The three months have coincided with a bigger challenge I had set myself. While I had just about held onto my party membership under Clegg, unlike many other social liberals, I had cancelled my direct debit. So any actual renewal involved positive physical effort. My membership was due in September. Three months on, and such is the chaos in the party HQ operation (one of the six) that it hasn't even emailed out a reminder. After Syria, I am a lot less likely to renew, although the Federal Policy Committee's deliberations and adoption of a motion I authored has tempered the position somewhat.
It is as much about the political as the moral judgment. The Syria vote was for Parliamentarians an exercise in voting for people to be killed - whichever way you voted. The most difficult choice of all. However, it is one of a set of recent decisions (I will not repeat what I've previously written) in which positioning appears to have triumphed over a Liberal analysis of the issues at hand. And in the politics of 2015, when trying not to upset anyone is neither realistic nor attainable as a political strategy, second-guessing your opponents is a strange response to an existential threat to your party caused by a failure to connect with the electorate.
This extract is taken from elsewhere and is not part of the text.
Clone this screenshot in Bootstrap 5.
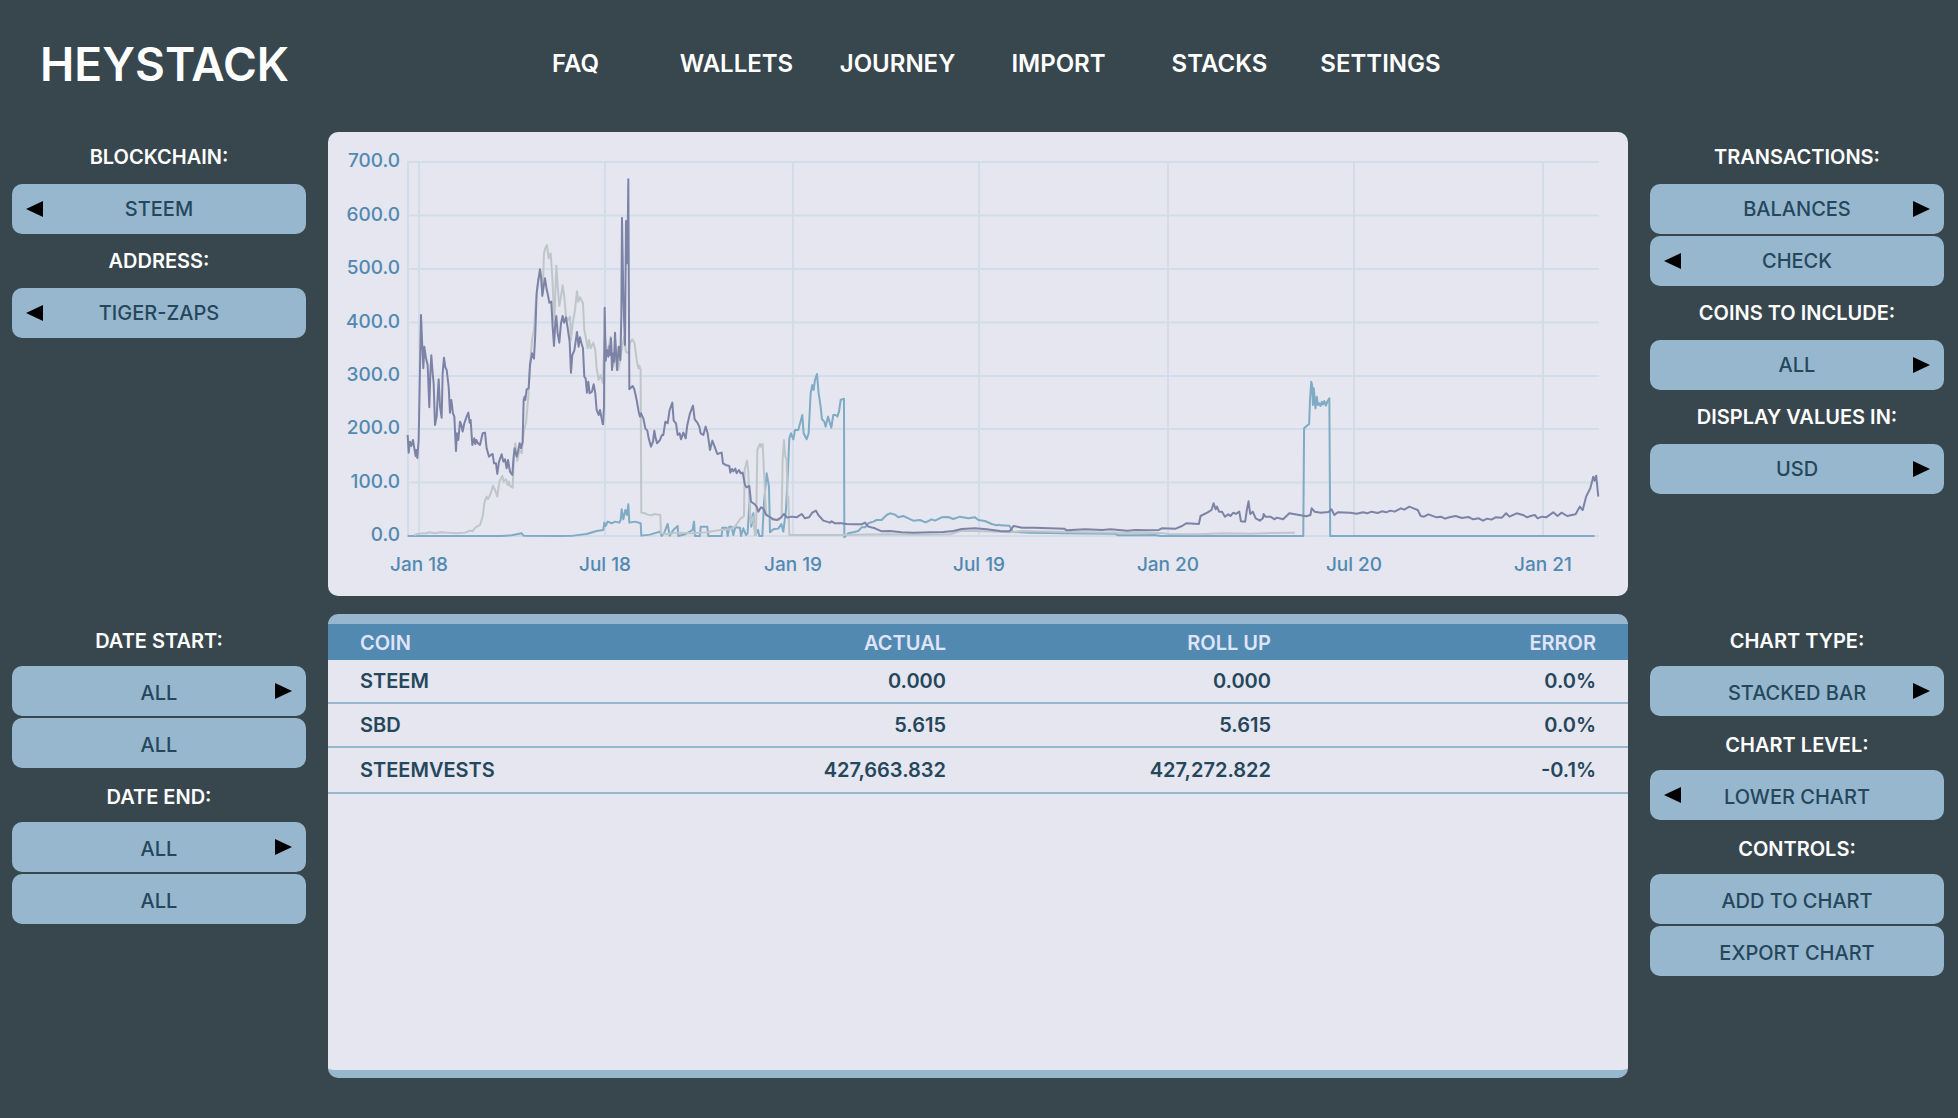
<!DOCTYPE html>
<html lang="en">
<head>
<meta charset="utf-8">
<meta name="viewport" content="width=device-width, initial-scale=1">
<title>Heystack</title>
<link href="https://cdn.jsdelivr.net/npm/bootstrap@5.3.0/dist/css/bootstrap.min.css" rel="stylesheet">
<style>
  :root { --slate:#38464e; --sky:#97b7ce; --ocean:#5189b1; --mist:#e5e6ef; --ink:#25475c; }
  body { background:var(--slate); color:#fff; font-family:Inter,"Liberation Sans",sans-serif; font-size:20px; line-height:24px; }
  .topbar { height:132px; padding:0 40px 4px; }
  .brand { font-size:46px; line-height:58px; font-weight:600; color:#fff; text-decoration:none; flex:0 0 455px; }
  .topbar .nav { flex:0 1 966px; }
  .topbar .nav-link { color:#fff; font-size:24px; line-height:30px; font-weight:600; padding:0; }
  .board { padding:0 14px 38px 12px; gap:18px; }
  .band { gap:22px; }
  .side { flex:0 0 294px; gap:2px; }
  .side-label { height:50px; font-size:20px; font-weight:600; margin:0; }
  .pill { height:50px; border:0; border-radius:10px; background:var(--sky); color:var(--ink); font-size:20px; line-height:24px; font-weight:500; padding:0; position:relative; }
  .pill:hover { background:#a6c3d7; }
  .low .side-label, .low .pill { padding-top:4px; }
  .tip { position:absolute; top:17px; width:17px; height:16px; }
  .tip-l { left:14px; } .tip-r { right:14px; }
  .panel { min-height:464px; border-radius:10px; background:var(--mist); overflow:hidden; }
  .panel svg { display:block; width:100%; height:auto; }
  .axis { font-size:19px; font-weight:500; fill:var(--ocean); }
  .series polyline { fill:none; stroke-width:2; stroke-linejoin:round; vector-effect:non-scaling-stroke; }
  .ledger { border-top:10px solid var(--sky); border-bottom:8px solid var(--sky); }
  .coins { width:100%; table-layout:fixed; border-collapse:separate; border-spacing:0; color:var(--ink); font-weight:600; }
  .coins th, .coins td { padding:0 32px; height:44px; border-bottom:2px solid var(--sky); font-weight:600; }
  .coins thead th { height:36px; background:var(--ocean); color:#e0e4f8; border:0; padding-top:2px; }
  .coins tbody tr:last-child > * { height:46px; }
</style>
</head>
<body>
<header class="topbar d-flex align-items-center">
  <a class="brand" href="#">HEYSTACK</a>
  <nav class="nav nav-justified flex-nowrap text-center">
    <a class="nav-link" href="#">FAQ</a>
    <a class="nav-link" href="#">WALLETS</a>
    <a class="nav-link" href="#">JOURNEY</a>
    <a class="nav-link" href="#">IMPORT</a>
    <a class="nav-link" href="#">STACKS</a>
    <a class="nav-link" href="#">SETTINGS</a>
  </nav>
</header>

<svg class="d-none" aria-hidden="true">
  <symbol id="left" viewBox="0 0 17 16"><path d="M17 0V16L0 8z"/></symbol>
  <symbol id="right" viewBox="0 0 17 16"><path d="M0 0V16L17 8z"/></symbol>
</svg>

<main class="board d-flex flex-column">
  <div class="band d-flex">
    <aside class="side d-flex flex-column">
      <h2 class="side-label d-flex align-items-center justify-content-center">BLOCKCHAIN:</h2>
      <button type="button" class="pill"><svg class="tip tip-l"><use href="#left"/></svg>STEEM</button>
      <h2 class="side-label d-flex align-items-center justify-content-center">ADDRESS:</h2>
      <button type="button" class="pill"><svg class="tip tip-l"><use href="#left"/></svg>TIGER-ZAPS</button>
    </aside>

    <section class="panel flex-fill">
      <svg viewBox="0 0 1300 464" role="img" aria-label="Balances by coin">
        <g stroke="#d2dde9" stroke-width="2">
          <path fill="none" d="M79 30H1271M79 83.5H1271M79 137H1271M79 190.500H1271M79 244H1271M79 297H1271M79 350.500H1271M79 404H1271"/>
          <path fill="none" d="M80 30V404M91 30V404M277 30V404M465 30V404M651 30V404M840 30V404M1026 30V404M1215 30V404"/>
        </g>
        <g class="axis" text-anchor="end">
          <text x="72" y="35">700.0</text><text x="72" y="89">600.0</text><text x="72" y="142">500.0</text><text x="72" y="196">400.0</text>
          <text x="72" y="249">300.0</text><text x="72" y="302">200.0</text><text x="72" y="356">100.0</text><text x="72" y="409">0.0</text>
        </g>
        <g class="axis" text-anchor="middle">
          <text x="91" y="439">Jan 18</text><text x="277" y="439">Jul 18</text><text x="465" y="439">Jan 19</text><text x="651" y="439">Jul 19</text>
          <text x="840" y="439">Jan 20</text><text x="1026" y="439">Jul 20</text><text x="1215" y="439">Jan 21</text>
        </g>
        <!-- steem -->
        <g class="series" stroke="#7fabc5">
          <polyline transform="translate(-8,-12) scale(.3333)" points="263,1248 540,1248 575,1246 605,1240 611,1247 720,1248"/>
          <polyline transform="translate(232,18) scale(.3333)" points="0,1158 40,1157 80,1152 110,1143 130,1140 133,1118 137,1128 143,1115 155,1120 165,1115 178,1118 182,1110 185,1078 190,1108 196,1080 201,1095 205,1063 208,1118 225,1115 242,1120 244,1157 270,1154 300,1145 305,1158 312,1150 323,1122 329,1157 340,1140 353,1128 355,1158 375,1153 398,1140 402,1115 405,1158 420,1158 422,1130 442,1130 445,1158 485,1158 487,1133 500,1133 503,1158 508,1130 515,1130 520,1155 526,1132 540,1133 543,1158 550,1135 558,1155 563,1150 568,1060 574,1130 580,1090 586,1155 594,1140 598,1158 607,1158 612,1060 620,970 627,1010 630,1147 640,1138 655,1136 664,1122 670,1145 678,1080 684,960 688,865 693,850 700,868 705,840 715,840 727,795 731,850 740,868 746,850 752,730 757,705 761,720 765,690 771,672 776,730 782,770 786,808 793,815 797,830 804,800 810,820 814,833 820,795 828,795"/>
          <polyline transform="translate(392,208) scale(.3333)" points="348,225 352,230 357,215 362,180 372,176 373,592 385,580 400,577 415,573 425,562 435,562 445,550 460,545 470,540 485,540 500,525 510,520 525,524 535,532 550,528 565,535 580,542 600,540 617,547 635,538 645,542 665,532 685,531 700,537 720,530 745,535 765,532 775,540 795,543 815,552 830,556 840,554"/>
          <polyline transform="translate(652,228) scale(.4209,.3333)" points="47,496 70,497 78,516 120,518 200,520 320,521 328,526 380,526 415,525 430,528 470,528 768,528 770,205 776,198 782,192 784,120 787,65 789,75 791,135 793,85 797,145 800,110 803,135 806,130 809,138 812,125 815,134 818,123 822,137 825,125 830,115 832,528 1460,528"/>
        </g>
        <!-- sbd -->
        <g class="series" stroke="#bfc6ca">
          <polyline transform="translate(-8,-12) scale(.3333)" points="283,1246 295,1241 320,1240 326,1237 345,1240 362,1237 380,1238 410,1240 435,1238 450,1232 457,1234 467,1222 480,1215 488,1190 494,1145 500,1130 504,1137 508,1130 515,1112 519,1097 526,1112 532,1130 538,1085 547,1068 551,1085 558,1078 563,1095 567,1085 570,1098 578,1103 582,1010 586,970 592,1023 598,990 605,1000 611,935 618,910 625,830 630,740 636,660 642,630 648,540 655,480 660,460 668,520 672,400 677,382 681,375 686,415 692,400 697,470 703,610 709,437 714,510 718,558 723,530 728,496 733,530 738,590 744,600 750,590 753,660 758,610 765,570 771,514 775,545 780,532 789,550 793,630 798,655 803,685 807,660 812,685 820,668 826,690 830,745 836,780 842,765 849,790 852,700 855,650 860,690 866,680 872,650 880,740 887,700 895,750 905,690 912,650 918,695 926,700 930,670 937,658 944,670 950,720 955,745 958,737 962,750 964,1180"/>
          <polyline transform="translate(232,18) scale(.3333)" points="244,1088 255,1090 262,1094 275,1096 283,1092 301,1095 303,1150 320,1152 350,1148 400,1150 440,1147 475,1141 510,1138 525,1130 540,1108 552,1098 554,960 561,932 565,965 568,1060 572,1120 580,1100 585,1155 588,1155 592,900 600,882 603,890 608,882 613,985 618,1090 635,1108 655,1110 665,1100 668,930 672,870 676,920 680,930 683,1060 685,1040 688,1155 840,1155"/>
          <polyline transform="translate(392,208) scale(.3333)" points="360,585 500,583 600,584 690,583 720,573 760,573 840,575"/>
          <polyline transform="translate(652,228) scale(.4209,.3333)" points="47,515 70,517 100,513 200,516 330,518 430,519 450,522 520,523 580,520 640,521 700,519 748,518"/>
        </g>
        <!-- steem vests -->
        <g class="series" stroke="#7c83a7">
          <polyline transform="translate(-8,-12) scale(.3333)" points="263,945 266,998 270,965 274,978 279,960 283,985 287,1008 289,990 292,1014 296,960 299,800 303,585 306,660 310,745 313,680 318,715 323,735 328,862 331,760 334,706 338,760 341,790 345,915 350,890 353,830 356,778 360,860 365,893 368,760 372,713 376,742 380,750 386,800 390,878 394,840 399,880 403,890 408,993 411,940 415,960 420,905 424,915 428,935 433,910 440,890 445,878 449,908 452,900 457,975 463,955 466,972 469,960 474,970 480,975 488,940 495,938 500,985 507,1010 513,1005 518,1002 522,1030 528,1030 532,1062 537,1025 545,1003 550,1025 555,1018 560,1045 564,1020 570,1055 577,1065 581,1010 584,985 590,1010 594,995 599,970 603,985 608,965 611,840 614,830 616,840 620,808 626,805 630,735 636,700 642,716 646,640 650,520 655,480 660,448 664,475 667,528 671,500 675,475 680,508 684,525 688,548 694,545 698,620 702,678 706,610 709,588 713,640 718,668 723,610 728,588 732,608 738,592 744,630 749,665 753,758 757,705 763,692 767,665 771,636 776,680 780,652 785,672 789,685 793,770 797,775 801,818 805,785 809,820 816,815 821,793 826,820 830,870 836,885 840,870 849,915"/>
          <polyline transform="translate(232,18) scale(.3333)" points="129,825 132,770 134,473 137,632 141,600 145,620 149,588 151,615 153,565 156,660 160,610 162,635 165,548 171,660 176,590 181,630 184,500 186,204 190,440 195,585 198,213 202,340 205,88 208,718 218,708 223,718 230,750 236,785 240,800 243,790 250,805 256,835 262,842 266,865 273,890 279,875 283,842 287,865 291,880 300,870 306,855 310,855 316,815 323,820 329,780 337,758 341,812 348,820 353,855 359,850 363,868 370,848 377,865 382,825 390,790 399,767 404,808 412,818 418,830 422,850 430,855 437,830 443,850 450,900 457,872 464,890 472,912 485,908 489,940 497,945 508,948 511,968 516,957 520,964 526,956 530,970 537,960 542,970 548,968 555,1005 560,1012 568,1008 573,1055 583,1062 590,1070 595,1085 603,1072 610,1075 618,1095 628,1100 640,1108 652,1110 663,1103 672,1092 682,1103 695,1100 710,1102 725,1092 735,1105 747,1102 757,1088 768,1082 775,1095 790,1112 810,1118 815,1114 825,1120 840,1120"/>
          <polyline transform="translate(392,208) scale(.3333)" points="358,549 380,552 400,553 425,553 435,548 445,560 465,565 485,574 510,573 545,577 580,578 630,577 670,576 700,573 725,567 765,565 800,568 840,573"/>
          <polyline transform="translate(652,228) scale(.4209,.3333)" points="47,514 70,514 80,498 100,503 130,503 200,506 206,511 250,508 290,510 310,508 350,512 370,510 400,511 425,510 432,505 465,506 480,498 490,490 520,492 524,468 540,458 550,450 555,430 560,448 563,440 568,455 575,455 582,470 590,463 595,468 602,458 608,462 616,455 620,484 630,485 634,450 638,424 642,462 648,455 655,475 665,482 672,475 674,462 678,470 690,470 700,478 705,473 720,478 735,460 755,464 775,469 785,465 788,445 795,455 810,458 828,456 835,448 842,465 850,457 880,458 895,461 910,457 920,460 930,455 945,459 955,454 965,457 975,452 985,455 1000,445 1008,449 1020,440 1030,445 1040,450 1047,468 1055,470 1065,463 1085,472 1095,470 1105,476 1115,472 1130,468 1145,474 1160,471 1172,478 1185,475 1195,482 1205,476 1215,479 1225,472 1240,473 1250,460 1258,470 1275,460 1290,465 1300,472 1308,468 1318,465 1325,475 1335,470 1345,472 1362,457 1372,468 1382,458 1395,468 1415,463 1425,440 1432,450 1440,410 1450,385 1457,350 1460,362 1464,347 1469,410"/>
        </g>
      </svg>
    </section>

    <aside class="side d-flex flex-column">
      <h2 class="side-label d-flex align-items-center justify-content-center">TRANSACTIONS:</h2>
      <button type="button" class="pill">BALANCES<svg class="tip tip-r"><use href="#right"/></svg></button>
      <button type="button" class="pill"><svg class="tip tip-l"><use href="#left"/></svg>CHECK</button>
      <h2 class="side-label d-flex align-items-center justify-content-center">COINS TO INCLUDE:</h2>
      <button type="button" class="pill">ALL<svg class="tip tip-r"><use href="#right"/></svg></button>
      <h2 class="side-label d-flex align-items-center justify-content-center">DISPLAY VALUES IN:</h2>
      <button type="button" class="pill">USD<svg class="tip tip-r"><use href="#right"/></svg></button>
    </aside>
  </div>

  <div class="band low d-flex">
    <aside class="side d-flex flex-column">
      <h2 class="side-label d-flex align-items-center justify-content-center">DATE START:</h2>
      <button type="button" class="pill">ALL<svg class="tip tip-r"><use href="#right"/></svg></button>
      <button type="button" class="pill">ALL</button>
      <h2 class="side-label d-flex align-items-center justify-content-center">DATE END:</h2>
      <button type="button" class="pill">ALL<svg class="tip tip-r"><use href="#right"/></svg></button>
      <button type="button" class="pill">ALL</button>
    </aside>

    <section class="panel ledger flex-fill">
      <table class="coins">
        <thead>
          <tr><th scope="col">COIN</th><th scope="col" class="text-end">ACTUAL</th><th scope="col" class="text-end">ROLL UP</th><th scope="col" class="text-end">ERROR</th></tr>
        </thead>
        <tbody>
          <tr><th scope="row">STEEM</th><td class="text-end">0.000</td><td class="text-end">0.000</td><td class="text-end">0.0%</td></tr>
          <tr><th scope="row">SBD</th><td class="text-end">5.615</td><td class="text-end">5.615</td><td class="text-end">0.0%</td></tr>
          <tr><th scope="row">STEEMVESTS</th><td class="text-end">427,663.832</td><td class="text-end">427,272.822</td><td class="text-end">-0.1%</td></tr>
        </tbody>
      </table>
    </section>

    <aside class="side d-flex flex-column">
      <h2 class="side-label d-flex align-items-center justify-content-center">CHART TYPE:</h2>
      <button type="button" class="pill">STACKED BAR<svg class="tip tip-r"><use href="#right"/></svg></button>
      <h2 class="side-label d-flex align-items-center justify-content-center">CHART LEVEL:</h2>
      <button type="button" class="pill"><svg class="tip tip-l"><use href="#left"/></svg>LOWER CHART</button>
      <h2 class="side-label d-flex align-items-center justify-content-center">CONTROLS:</h2>
      <button type="button" class="pill">ADD TO CHART</button>
      <button type="button" class="pill">EXPORT CHART</button>
    </aside>
  </div>
</main>
<script src="https://cdn.jsdelivr.net/npm/bootstrap@5.3.0/dist/js/bootstrap.bundle.min.js"></script>
</body>
</html>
Apart from the dire need to set out Liberal values at their absolute core - something Tim Farron has done admirably well over the refugee crisis, but less well on Trident and Syria; there is another need. A strategy. A sense of direction that means something to an electorate offered a different set of political choices into which traditional space for Liberalism does fit - I believe - but not as naturally or easily as it has done for a generation. Direction that goes beyond mere dismay at the predictable Tory unpicking of honest work done in Government - as I have witnessed at first hand the Tories and their mates with vested interests unpick the reform of the tied pub sector. Direction that talks to people as human beings, too; doing what Labour failed to do under Miliband and remains a difficulty for them, especially while those handling Jeremy Corbyn keep him away from the media.
The debate underpinning this strategy will involve - it cannot duck - taking on the unspoken divide at the heart of the party. For while British Liberalism has always been and remains a proposition of the centre-left of British politics, it has always been at its most successful when it is able to appeal to all liberals. It achieved this, however unwittingly, under Charles Kennedy's leadership by engaging liberals and the wider electorate as never before; but at a time when the Labour Party was disappearing down every illiberal rabbit hole it could find and the Tories were no more palatable a mainstream electoral proposition than Nigel Farage. It should not use the arrogant and divisive language of former party staffers describing defeated colleagues and volunteers as 'fuckwits'. (And isn't it funny how losing 25,000 members was not regretted for one moment, but losing one seldom-heard-of person to his Tory home generates howls of outrage?).
Neither should it obsess on the internal Labour Party debate to side with one faction of that party, as Farron has seemed to do in recent months - do that and you look irrelevant at best, or irrelevant props for the Tories at worst. This is not 1981 or indeed 1983.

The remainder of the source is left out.